**REQUEST:** In the data below, find every line that has the string "index", and copy it.

---

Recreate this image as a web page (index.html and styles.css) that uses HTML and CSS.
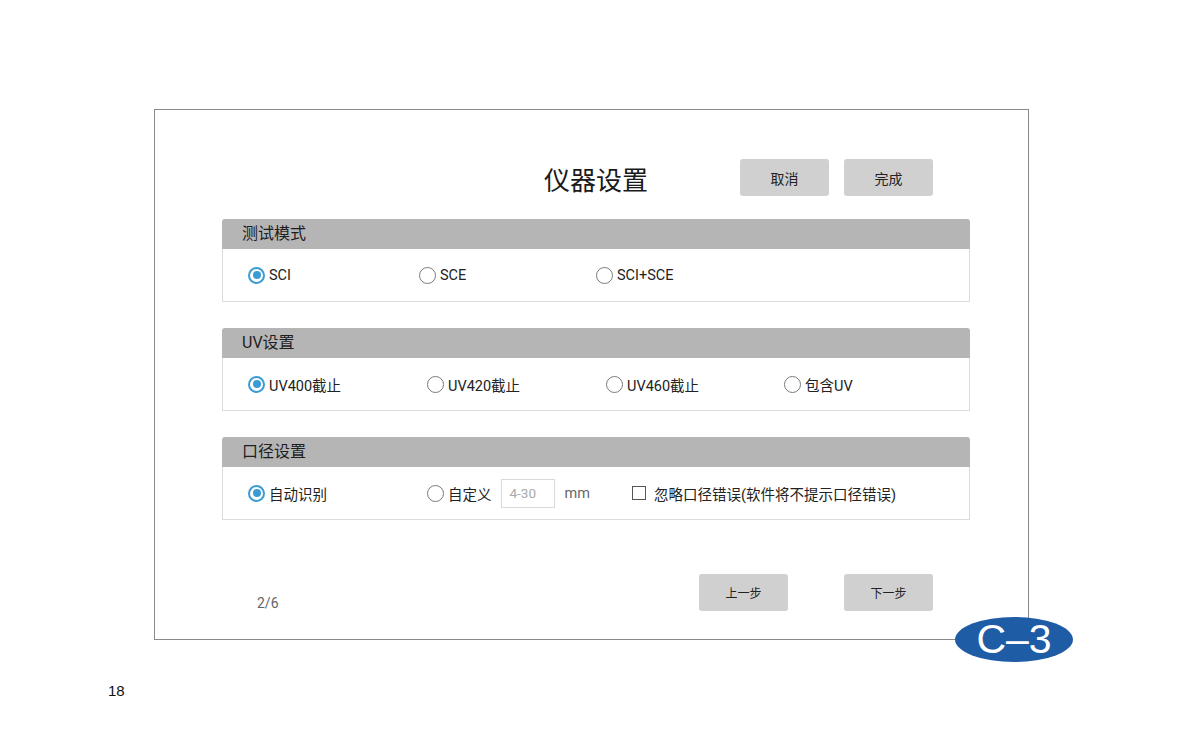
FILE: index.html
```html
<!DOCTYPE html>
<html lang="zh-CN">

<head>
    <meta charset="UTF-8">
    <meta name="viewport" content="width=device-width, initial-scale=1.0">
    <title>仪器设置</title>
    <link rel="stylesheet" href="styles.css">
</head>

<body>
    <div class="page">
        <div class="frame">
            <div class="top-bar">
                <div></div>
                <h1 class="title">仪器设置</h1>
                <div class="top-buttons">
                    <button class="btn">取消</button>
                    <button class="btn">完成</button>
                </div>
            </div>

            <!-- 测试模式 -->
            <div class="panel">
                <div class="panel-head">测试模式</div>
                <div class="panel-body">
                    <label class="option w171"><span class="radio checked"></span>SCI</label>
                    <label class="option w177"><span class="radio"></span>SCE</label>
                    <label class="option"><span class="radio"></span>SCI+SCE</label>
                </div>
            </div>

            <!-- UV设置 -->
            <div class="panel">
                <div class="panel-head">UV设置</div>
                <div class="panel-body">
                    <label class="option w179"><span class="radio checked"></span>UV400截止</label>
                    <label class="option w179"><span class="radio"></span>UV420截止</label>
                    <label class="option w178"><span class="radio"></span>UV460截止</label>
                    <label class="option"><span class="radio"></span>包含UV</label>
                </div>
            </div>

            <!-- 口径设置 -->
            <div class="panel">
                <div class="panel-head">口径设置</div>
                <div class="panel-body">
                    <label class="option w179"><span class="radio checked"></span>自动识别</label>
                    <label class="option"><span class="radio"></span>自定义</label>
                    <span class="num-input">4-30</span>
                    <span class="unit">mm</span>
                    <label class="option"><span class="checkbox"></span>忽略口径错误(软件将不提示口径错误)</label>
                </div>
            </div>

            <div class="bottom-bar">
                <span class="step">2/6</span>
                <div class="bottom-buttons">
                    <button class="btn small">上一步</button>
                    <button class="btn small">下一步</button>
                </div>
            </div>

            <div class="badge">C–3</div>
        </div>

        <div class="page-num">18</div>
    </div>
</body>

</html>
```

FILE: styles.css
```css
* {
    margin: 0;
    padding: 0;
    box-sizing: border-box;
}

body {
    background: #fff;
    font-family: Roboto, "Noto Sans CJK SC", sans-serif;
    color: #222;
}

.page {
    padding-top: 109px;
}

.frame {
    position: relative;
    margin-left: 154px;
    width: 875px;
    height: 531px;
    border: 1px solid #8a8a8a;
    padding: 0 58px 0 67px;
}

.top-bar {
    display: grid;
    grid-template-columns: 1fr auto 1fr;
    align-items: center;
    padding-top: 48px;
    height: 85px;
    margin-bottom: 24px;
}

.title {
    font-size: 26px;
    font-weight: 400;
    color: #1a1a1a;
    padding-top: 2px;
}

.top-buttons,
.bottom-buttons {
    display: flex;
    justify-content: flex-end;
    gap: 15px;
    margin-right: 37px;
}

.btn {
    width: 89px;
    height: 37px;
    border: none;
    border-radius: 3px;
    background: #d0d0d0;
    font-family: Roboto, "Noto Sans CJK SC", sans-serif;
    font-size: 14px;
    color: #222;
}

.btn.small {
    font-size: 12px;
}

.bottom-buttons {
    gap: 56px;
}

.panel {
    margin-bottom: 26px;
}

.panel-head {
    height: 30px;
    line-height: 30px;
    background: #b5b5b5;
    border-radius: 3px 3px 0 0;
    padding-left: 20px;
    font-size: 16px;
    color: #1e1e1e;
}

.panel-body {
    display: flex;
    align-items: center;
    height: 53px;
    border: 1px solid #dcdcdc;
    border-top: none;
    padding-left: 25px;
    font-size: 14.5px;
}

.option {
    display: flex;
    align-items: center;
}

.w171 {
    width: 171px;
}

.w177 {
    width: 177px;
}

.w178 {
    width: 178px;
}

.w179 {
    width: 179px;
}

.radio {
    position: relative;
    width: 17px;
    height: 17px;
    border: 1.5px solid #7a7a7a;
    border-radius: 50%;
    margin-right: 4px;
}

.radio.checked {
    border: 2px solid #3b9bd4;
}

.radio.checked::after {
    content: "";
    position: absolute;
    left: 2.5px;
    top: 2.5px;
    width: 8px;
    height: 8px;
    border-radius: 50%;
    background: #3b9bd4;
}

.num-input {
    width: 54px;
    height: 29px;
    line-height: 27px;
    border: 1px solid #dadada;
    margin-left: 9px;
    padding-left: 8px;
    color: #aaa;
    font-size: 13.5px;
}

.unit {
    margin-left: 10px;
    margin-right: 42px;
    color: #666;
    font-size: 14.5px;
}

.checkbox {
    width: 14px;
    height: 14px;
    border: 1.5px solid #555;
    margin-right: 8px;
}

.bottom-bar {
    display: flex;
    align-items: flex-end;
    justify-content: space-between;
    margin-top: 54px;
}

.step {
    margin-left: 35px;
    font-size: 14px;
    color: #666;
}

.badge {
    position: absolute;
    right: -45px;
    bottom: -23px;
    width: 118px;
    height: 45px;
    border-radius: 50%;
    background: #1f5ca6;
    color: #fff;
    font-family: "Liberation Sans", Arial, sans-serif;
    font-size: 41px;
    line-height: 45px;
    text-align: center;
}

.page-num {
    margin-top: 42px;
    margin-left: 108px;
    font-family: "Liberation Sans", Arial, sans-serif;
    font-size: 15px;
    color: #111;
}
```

---

**SOLUTION FOR THIS EXERCISE:**
Recreate this image as a web page (index.html and styles.css) that uses HTML and CSS.
FILE: index.html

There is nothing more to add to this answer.